Something is seriously rotten in Denmark here. A complete abandonment of common sense—in the name of civil rights—which harms everyone involved, & provides no help whatsoever to the black/ brown/ poor/ disabled kids supposedly targeted for assistance by these measures. Looks like, on the one hand, govt bureaucrats chasing merrily down a rabbit hole cuz that’s what they do, & on the other, low-ed-expenditure states taking advantage of the situation by mainstreaming everybody.
The article quotes IDEA law: “Every child in America deserves a decent public education, even if there’s something different about them.” What needs to be recognized is that for some emotionally disordered students, a “decent public education” may be limited to years of therapy and training in specialized settings, just to get them to a place where they can begin learning in a larger group setting. Sure that’s expensive, but it could enable the child to grow into an adult who can support himself in a min-wage job. In the long run the cost is peanuts compared to lifetime social support in jails and hospitals.

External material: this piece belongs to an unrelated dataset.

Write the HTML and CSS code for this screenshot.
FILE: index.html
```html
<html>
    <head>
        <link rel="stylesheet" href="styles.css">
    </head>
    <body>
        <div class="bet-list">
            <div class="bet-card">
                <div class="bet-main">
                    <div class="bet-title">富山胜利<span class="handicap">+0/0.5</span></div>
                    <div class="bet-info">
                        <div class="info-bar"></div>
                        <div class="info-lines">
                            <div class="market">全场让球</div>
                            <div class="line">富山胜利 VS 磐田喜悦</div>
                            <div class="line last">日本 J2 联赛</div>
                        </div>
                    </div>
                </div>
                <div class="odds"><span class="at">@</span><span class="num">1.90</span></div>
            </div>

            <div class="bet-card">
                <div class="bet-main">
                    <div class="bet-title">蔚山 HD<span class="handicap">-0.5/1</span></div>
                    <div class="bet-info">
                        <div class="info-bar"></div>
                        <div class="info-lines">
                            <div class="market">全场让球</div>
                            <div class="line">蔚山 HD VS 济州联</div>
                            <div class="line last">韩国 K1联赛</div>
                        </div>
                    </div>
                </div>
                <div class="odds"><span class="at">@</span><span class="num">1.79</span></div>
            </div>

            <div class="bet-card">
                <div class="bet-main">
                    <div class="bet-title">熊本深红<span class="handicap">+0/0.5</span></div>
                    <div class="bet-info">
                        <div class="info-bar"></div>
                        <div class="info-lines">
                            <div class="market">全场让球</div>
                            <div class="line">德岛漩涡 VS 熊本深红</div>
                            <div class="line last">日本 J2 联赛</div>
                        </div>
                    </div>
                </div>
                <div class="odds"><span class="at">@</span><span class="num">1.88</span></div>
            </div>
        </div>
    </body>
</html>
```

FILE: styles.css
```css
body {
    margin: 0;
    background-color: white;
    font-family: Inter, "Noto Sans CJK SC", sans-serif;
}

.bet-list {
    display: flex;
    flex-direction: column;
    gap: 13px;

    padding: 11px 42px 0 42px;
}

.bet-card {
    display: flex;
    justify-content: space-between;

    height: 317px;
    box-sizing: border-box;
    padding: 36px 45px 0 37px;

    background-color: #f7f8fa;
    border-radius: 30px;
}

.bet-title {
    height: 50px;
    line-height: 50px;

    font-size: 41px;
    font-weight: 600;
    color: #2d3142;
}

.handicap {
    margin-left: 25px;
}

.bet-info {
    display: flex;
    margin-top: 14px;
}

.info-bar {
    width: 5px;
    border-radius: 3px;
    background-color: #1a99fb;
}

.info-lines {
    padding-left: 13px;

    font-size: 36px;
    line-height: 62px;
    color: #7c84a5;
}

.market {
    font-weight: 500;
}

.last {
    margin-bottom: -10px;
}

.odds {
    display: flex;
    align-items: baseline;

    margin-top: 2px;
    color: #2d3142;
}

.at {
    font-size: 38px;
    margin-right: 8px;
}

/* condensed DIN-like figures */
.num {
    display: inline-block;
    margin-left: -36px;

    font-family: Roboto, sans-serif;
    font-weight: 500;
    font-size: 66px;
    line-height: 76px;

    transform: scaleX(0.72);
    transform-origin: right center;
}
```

“Experts say many children with disabilities act out aggressively when they can’t convey their needs or feelings.” Truer words never spoken– and not just about disabled children, as any parent or teacher of PreK’s can tell you. I remember a run-in w/teacher & conf w/MSW when my 2.5 yo eldest slapped a kid for no apparent reason. The MSW imparted this same gem of wisdom, predicting my son was on the cusp of articulate verbal expression [she was right]. Just last wk (providing Span enrichment), I had a 5yo melt down in inarticulate rage over– ? (he couldn’t say). The K teacher advised me same stuff happening in reg classroom & suspected same syndrome. [He’s small/ immature compared to peers, plus 2-3 langs at home).
If schools are actually seeing an increase in such behavior at older ages, it suggests many possibilities. Some have mental issues that need to be handled in small specialized classes w/trained staff & supports, & that’s increasingly not happening as public ed budgets are steadily slashed. Some– like the kid whose brother was found hanging from a tree– are in shock & PTSD from untreated mental illness at home– & steadily finding fewer & fewer emergency social support at school & elsewhere.

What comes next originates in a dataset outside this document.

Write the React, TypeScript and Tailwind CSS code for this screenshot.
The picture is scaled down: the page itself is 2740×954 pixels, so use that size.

Most worrisome to me is the kid sheltering wDad in a nbr’s shed, as I suspect our spiraling income inequality makes this increasingly common. Dirt-poor poverty inflicts a daily, deleterious grind of food/ shelter/ clothing insecurity– fear. Rare is the parent in such a situation who can model verbal articulation of hopes, fears, feelings. Their children too will eithe shut down, or flail out violently, in the absence of needed social supports.
The biggest consequence of how things are done today is the degradation of the educational experience of the well-behaved students.
I put the blame on the so called “school to prison pipeline,” and I am saying that as a black male. While knee jerk suspensions were/are a problem, I don’t think simply sending students with egregious behaviors back to class is the solution. Those students need more involved interventions, and that cannot necessarily be done by the general education teachers with everything they already have on their plates.
This is the biggest fallacy in the whole “schools and districts should be run like businesses” philosophy. The reformers only want that in the case of how TEACHERS are hired, fired, and compensated. Meanwhile, go read a business book, and there will be chapters on how to attract the right customers and to repel and get rid of bad ones.
If I go to an actual business and cause multiple issues for the other customers and employees, if I am not arrested, I will at a minimum be trespassed from the establishment.